A Minotaur cuts down a parent. The three-headed dog corners several children. Our light creatures flap and flail against the dar now sticking to their feathers. Someone screams, and I glance over my shoulder and see parents and children circled up, surrounded by advancing nightbeasts—a bull’s-eye of death.
The nightbeasts howl or thump the ground, smelling victory. Smelling blood. The chimera clambers up the wall like a gecko and drags Stranna off her ballista. I shoot at it with my slingshot, frantically searching for nightmist inside me despite knowing it won’t serve me. Won’t obey. And I really don’t want to create something that may turn and attack Stranna. Or me. Or the children.
A screech breaks the air. I whirl.
My phoenix streaks across the sky, a stream of fire and gold trailing behind it.
Hope blossoms. She’s here. She’s alive! I can get in the air and go after Luc and chase him off. Or even better, she’ll take him down.
But she passes him. I raise my arms so she’ll see me. She veers downward. Luc releases lightning shards from the sky like rin blades. They slice through her wings, her tail, her body. Again and again.
“No!” I yell.
She screeches and tucks her wings tight against her body, a bullet headed straight toward me.
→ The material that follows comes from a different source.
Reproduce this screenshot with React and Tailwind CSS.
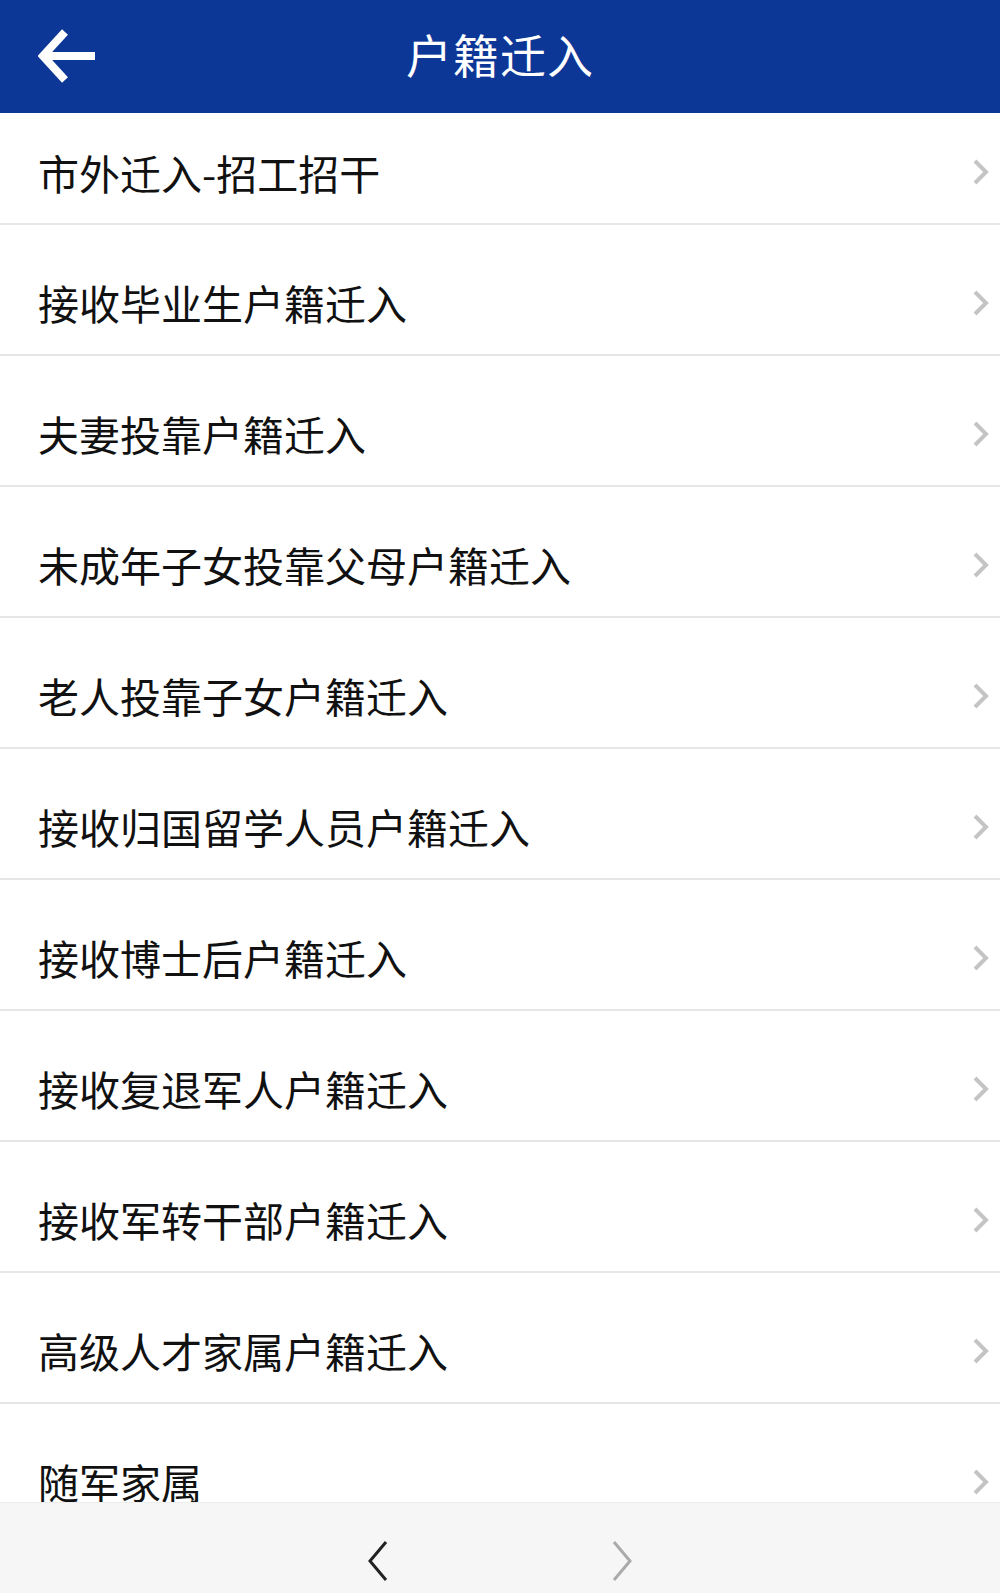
const items = [
  "市外迁入-招工招干",
  "接收毕业生户籍迁入",
  "夫妻投靠户籍迁入",
  "未成年子女投靠父母户籍迁入",
  "老人投靠子女户籍迁入",
  "接收归国留学人员户籍迁入",
  "接收博士后户籍迁入",
  "接收复退军人户籍迁入",
  "接收军转干部户籍迁入",
  "高级人才家属户籍迁入",
  "随军家属",
];

function Chevron({ className }) {
  return (
    <svg width="18" height="28" viewBox="0 0 18 28" className={className}>
      <path d="M3 3 L14 14 L3 25" fill="none" stroke="currentColor" strokeWidth="4" />
    </svg>
  );
}

function App() {
  return (
    <div
      className="flex h-[1593px] w-[1000px] flex-col overflow-hidden bg-white"
      style={{ fontFamily: '"Noto Sans CJK SC", "Noto Sans", sans-serif' }}
    >
      <header className="relative flex h-[113px] shrink-0 items-center justify-center bg-[#0d3797] pb-[8px]">
        <button className="absolute left-[34px] top-[24px] p-1">
          <svg width="60" height="56" viewBox="0 0 60 56">
            <path
              d="M27 4 L5 28 L27 52 M5 28 H57"
              fill="none"
              stroke="white"
              strokeWidth="8"
              strokeLinejoin="miter"
            />
          </svg>
        </button>
        <h1 className="text-[46px] font-normal leading-none tracking-[1px] text-white">户籍迁入</h1>
      </header>

      <ul className="h-[1389px] shrink-0 overflow-hidden">
        {items.map((item, i) => (
          <li
            key={item}
            className={
              i === 0
                ? "flex h-[112px] items-center justify-between border-b-2 border-[#e6e6e6] pl-[38px] pr-[10px] pt-[8px]"
                : "flex h-[131px] items-center justify-between border-b-2 border-[#e6e6e6] pl-[38px] pr-[10px] pt-[26px]"
            }
          >
            <span className="text-[41px] leading-none text-[#111]">{item}</span>
            <Chevron className="text-[#c4c4c4]" />
          </li>
        ))}
      </ul>

      <footer className="flex h-[91px] shrink-0 items-center justify-center gap-[220px] border-t border-[#ececec] bg-[#f6f6f6] pt-[26px]">
        <svg width="24" height="42" viewBox="0 0 24 42" className="text-[#222]">
          <path d="M20 2 L4 21 L20 40" fill="none" stroke="currentColor" strokeWidth="3" />
        </svg>
        <svg width="24" height="42" viewBox="0 0 24 42" className="text-[#aaa]">
          <path d="M4 2 L20 21 L4 40" fill="none" stroke="currentColor" strokeWidth="3" />
        </svg>
      </footer>
    </div>
  );
}

export default App;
With a mighty flap that sprays phoenix blood through the air, she slows long enough to drop something at my feet. Then she whines, crackles like a wet log in fire, and bursts into flame, falling like a meteorite into the sticky sea of tar. Nearby nightbeasts scatter from her impact, but there’s nothing but a pile of dying coals.
I am too stunned to react.
A Minotaur stomps through the tar and crushes the phoenix coals beneath its hooves. The tirones shout their approval. Then they turn as one to Luc, awaiting his command just like the Roman gladiators awaited the emperor’s thumbs-up or thumbs-down in the games.
And Luc does hold out a thumb, parallel to the ground, then drops it. “Kill them all!”
They don’t need to be told twice.
Parents swoop in front of their children—vulnerable shields against the advancing death blows.
I scan the ground for the item the phoenix brought me. It’s a single grain of glowing wheat, still covered in ash—the one Luc kicked away in the Arena. He thought it had burned. Thought he’d destroyed it.
Yet here it is in my hands. Waiting for my command.
The fate of this battle rests in the palm of my imagination. The circle of a hundred nightbeasts closes in on the parents and children. What sort of creature can I create that would destroy so many nightbeasts? What weapon?
Luc commanded and created these animals—will they disappear if he is killed?
Time doesn’t stop for contemplation. The circled group is seconds away from death.
I send my thoughts far beyond this moment—to the end goal. Jesus thought beyond the cross. I need to do the same.
And then I know. I know what to make, but the only question is if it’s possible. I close my eyes and grip the kernel tight in my fist.
It grows warm. Then hot. Before it can scald my hand, I launch back my arm and hurl the kernel into the air like a major league pitcher. Despite its small size, the grain shoots into the sky, propelled by something other than the force of my throw.
It grows and grows, brighter and stronger, but farther away.
Even farther.
Not flying, but floating. Rising on some magical helium. Then it explodes in blinding light.
I tear my eyes away. Roaring fills my ears. My skin blisters under the instant heat, but then the heat levels out.
I blink away momentary blindness. A blanket of silence fills the castle. The tar shrinks back and sizzles into nothingness when it crosses the water of the moat. The black forest withers like overcooked asparagus and every last nightbeast lies dead.
Stranna shoves the carcass of the chimera off her. Luc’s stingray lies on the ground like a discarded blanket. Every child and parent stands, shielding their eyes and looking up at something that has been denied us all since the very beginning of this virus. Something that not even nightmares could quench.
Sunlight.
In the sky, bright and golden and with the warmth of summer, shines a perfect golden sun.
Luc bolts. Through the veil of the Nightmare’s edge, across the wheat field, back toward the coliseum.
“Oh no you don’t.”
I sprint down the stairs of the castle wall and leap from the fifth stair onto the back of my rhino. He stands there like he was waiting for this moment. With nothing more than a nudge, he lumbers through the broken gate, over the pile of dead bison, and after Luc.
“Cain, no!” Stranna yells from the wall. “Leave him be!”
I don’t know what I plan to do, but I can’t just let him run back to his place of power—even if the sun did obliterate his nightbeasts. He’ll recover somehow. And then he’ll be back.
I gain on him. He glances over his shoulder, spots me, and pivots to a stop, drawing his gladius.
“You really want to do this, Cain?” he shouts. “Against me?”
Good question.
He’s in the blackened wheat field, but it’s clear that this is his territory. Though he has to try twice, he manages to call up enough nightmist to cover himself in Roman armor and line his belt with fresh weapons.
He throws a single dagger, and it plants itself in the head of my charging rhinoceros. The rhino’s front knees buckle, and I go flying into the blackened stalks of wheat.